The exercise:
Output the full listing below exactly, without the pictures.

────────────────────────────────────────

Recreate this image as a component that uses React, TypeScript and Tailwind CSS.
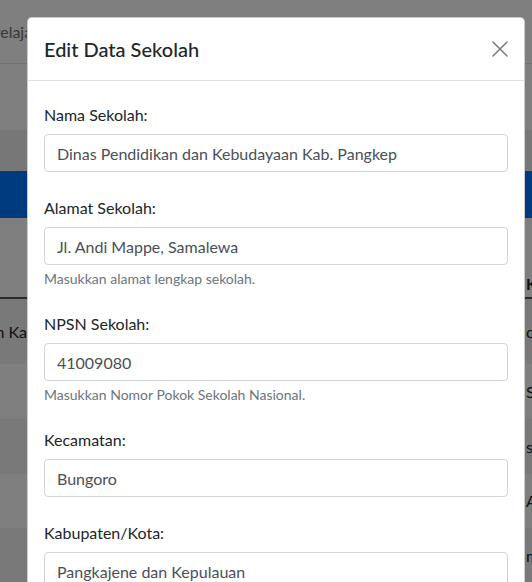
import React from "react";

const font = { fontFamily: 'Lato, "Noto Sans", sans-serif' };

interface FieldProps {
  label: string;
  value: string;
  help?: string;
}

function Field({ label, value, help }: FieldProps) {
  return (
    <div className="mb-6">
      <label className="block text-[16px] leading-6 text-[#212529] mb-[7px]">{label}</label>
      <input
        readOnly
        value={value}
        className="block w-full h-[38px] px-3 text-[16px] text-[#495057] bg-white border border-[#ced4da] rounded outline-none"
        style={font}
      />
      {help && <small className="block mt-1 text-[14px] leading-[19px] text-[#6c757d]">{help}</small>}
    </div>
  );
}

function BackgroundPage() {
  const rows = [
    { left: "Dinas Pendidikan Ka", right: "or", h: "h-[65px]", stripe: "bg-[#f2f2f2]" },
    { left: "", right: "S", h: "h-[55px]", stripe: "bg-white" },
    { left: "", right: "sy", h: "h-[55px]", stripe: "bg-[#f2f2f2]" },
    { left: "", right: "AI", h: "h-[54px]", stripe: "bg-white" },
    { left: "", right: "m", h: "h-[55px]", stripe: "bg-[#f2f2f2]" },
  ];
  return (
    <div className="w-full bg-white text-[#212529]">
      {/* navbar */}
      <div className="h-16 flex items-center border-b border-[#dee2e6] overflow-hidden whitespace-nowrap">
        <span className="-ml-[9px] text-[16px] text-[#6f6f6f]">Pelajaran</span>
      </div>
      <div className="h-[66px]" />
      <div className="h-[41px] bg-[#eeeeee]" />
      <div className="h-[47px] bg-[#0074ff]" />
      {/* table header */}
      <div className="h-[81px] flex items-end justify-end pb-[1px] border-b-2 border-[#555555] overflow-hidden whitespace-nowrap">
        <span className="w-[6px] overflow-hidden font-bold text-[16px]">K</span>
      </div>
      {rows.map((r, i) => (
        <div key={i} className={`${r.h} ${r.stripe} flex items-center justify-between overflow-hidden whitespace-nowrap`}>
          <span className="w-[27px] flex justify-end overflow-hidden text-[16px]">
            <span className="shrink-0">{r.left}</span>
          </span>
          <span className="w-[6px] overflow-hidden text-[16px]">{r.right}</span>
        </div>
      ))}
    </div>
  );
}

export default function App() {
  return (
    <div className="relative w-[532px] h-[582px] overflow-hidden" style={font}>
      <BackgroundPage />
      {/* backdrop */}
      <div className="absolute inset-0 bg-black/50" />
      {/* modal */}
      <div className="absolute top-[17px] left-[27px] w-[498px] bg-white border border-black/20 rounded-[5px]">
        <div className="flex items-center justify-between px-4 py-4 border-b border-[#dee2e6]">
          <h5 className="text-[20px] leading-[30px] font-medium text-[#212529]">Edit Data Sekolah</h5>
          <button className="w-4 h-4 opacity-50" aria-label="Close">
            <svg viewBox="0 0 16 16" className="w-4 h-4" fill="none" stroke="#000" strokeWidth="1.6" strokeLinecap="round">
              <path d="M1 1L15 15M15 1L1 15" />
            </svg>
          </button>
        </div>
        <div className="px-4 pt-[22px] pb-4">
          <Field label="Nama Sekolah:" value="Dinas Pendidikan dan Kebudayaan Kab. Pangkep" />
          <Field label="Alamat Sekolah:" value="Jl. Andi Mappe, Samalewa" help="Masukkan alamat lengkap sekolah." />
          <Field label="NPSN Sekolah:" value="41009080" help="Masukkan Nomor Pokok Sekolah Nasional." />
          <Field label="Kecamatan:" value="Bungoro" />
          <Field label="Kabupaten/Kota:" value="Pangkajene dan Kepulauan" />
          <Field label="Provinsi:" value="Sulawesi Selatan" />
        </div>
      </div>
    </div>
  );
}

────────────────────────────────────────

Exercise response:
Recreate this image as a component that uses React, TypeScript and Tailwind CSS.
import React from "react";

const font = { fontFamily: 'Lato, "Noto Sans", sans-serif' };

interface FieldProps {
  label: string;
  value: string;
  help?: string;
}

function Field({ label, value, help }: FieldProps) {
  return (
    <div className="mb-6">
      <label className="block text-[16px] leading-6 text-[#212529] mb-[7px]">{label}</label>
      <input
        readOnly
        value={value}
        className="block w-full h-[38px] px-3 text-[16px] text-[#495057] bg-white border border-[#ced4da] rounded outline-none"
        style={font}
      />
      {help && <small className="block mt-1 text-[14px] leading-[19px] text-[#6c757d]">{help}</small>}
    </div>
  );
}

function BackgroundPage() {
  const rows = [
    { left: "Dinas Pendidikan Ka", right: "or", h: "h-[65px]", stripe: "bg-[#f2f2f2]" },
    { left: "", right: "S", h: "h-[55px]", stripe: "bg-white" },
    { left: "", right: "sy", h: "h-[55px]", stripe: "bg-[#f2f2f2]" },
    { left: "", right: "AI", h: "h-[54px]", stripe: "bg-white" },
    { left: "", right: "m", h: "h-[55px]", stripe: "bg-[#f2f2f2]" },
  ];
  return (
    <div className="w-full bg-white text-[#212529]">
      {/* navbar */}
      <div className="h-16 flex items-center border-b border-[#dee2e6] overflow-hidden whitespace-nowrap">
        <span className="-ml-[9px] text-[16px] text-[#6f6f6f]">Pelajaran</span>
      </div>
      <div className="h-[66px]" />
      <div className="h-[41px] bg-[#eeeeee]" />
      <div className="h-[47px] bg-[#0074ff]" />
      {/* table header */}
      <div className="h-[81px] flex items-end justify-end pb-[1px] border-b-2 border-[#555555] overflow-hidden whitespace-nowrap">
        <span className="w-[6px] overflow-hidden font-bold text-[16px]">K</span>
      </div>
      {rows.map((r, i) => (
        <div key={i} className={`${r.h} ${r.stripe} flex items-center justify-between overflow-hidden whitespace-nowrap`}>
          <span className="w-[27px] flex justify-end overflow-hidden text-[16px]">
            <span className="shrink-0">{r.left}</span>
          </span>
          <span className="w-[6px] overflow-hidden text-[16px]">{r.right}</span>
        </div>
      ))}
    </div>
  );
}

export default function App() {
  return (
    <div className="relative w-[532px] h-[582px] overflow-hidden" style={font}>
      <BackgroundPage />
      {/* backdrop */}
      <div className="absolute inset-0 bg-black/50" />
      {/* modal */}
      <div className="absolute top-[17px] left-[27px] w-[498px] bg-white border border-black/20 rounded-[5px]">
        <div className="flex items-center justify-between px-4 py-4 border-b border-[#dee2e6]">
          <h5 className="text-[20px] leading-[30px] font-medium text-[#212529]">Edit Data Sekolah</h5>
          <button className="w-4 h-4 opacity-50" aria-label="Close">
            <svg viewBox="0 0 16 16" className="w-4 h-4" fill="none" stroke="#000" strokeWidth="1.6" strokeLinecap="round">
              <path d="M1 1L15 15M15 1L1 15" />
            </svg>
          </button>
        </div>
        <div className="px-4 pt-[22px] pb-4">
          <Field label="Nama Sekolah:" value="Dinas Pendidikan dan Kebudayaan Kab. Pangkep" />
          <Field label="Alamat Sekolah:" value="Jl. Andi Mappe, Samalewa" help="Masukkan alamat lengkap sekolah." />
          <Field label="NPSN Sekolah:" value="41009080" help="Masukkan Nomor Pokok Sekolah Nasional." />
          <Field label="Kecamatan:" value="Bungoro" />
          <Field label="Kabupaten/Kota:" value="Pangkajene dan Kepulauan" />
          <Field label="Provinsi:" value="Sulawesi Selatan" />
        </div>
      </div>
    </div>
  );
}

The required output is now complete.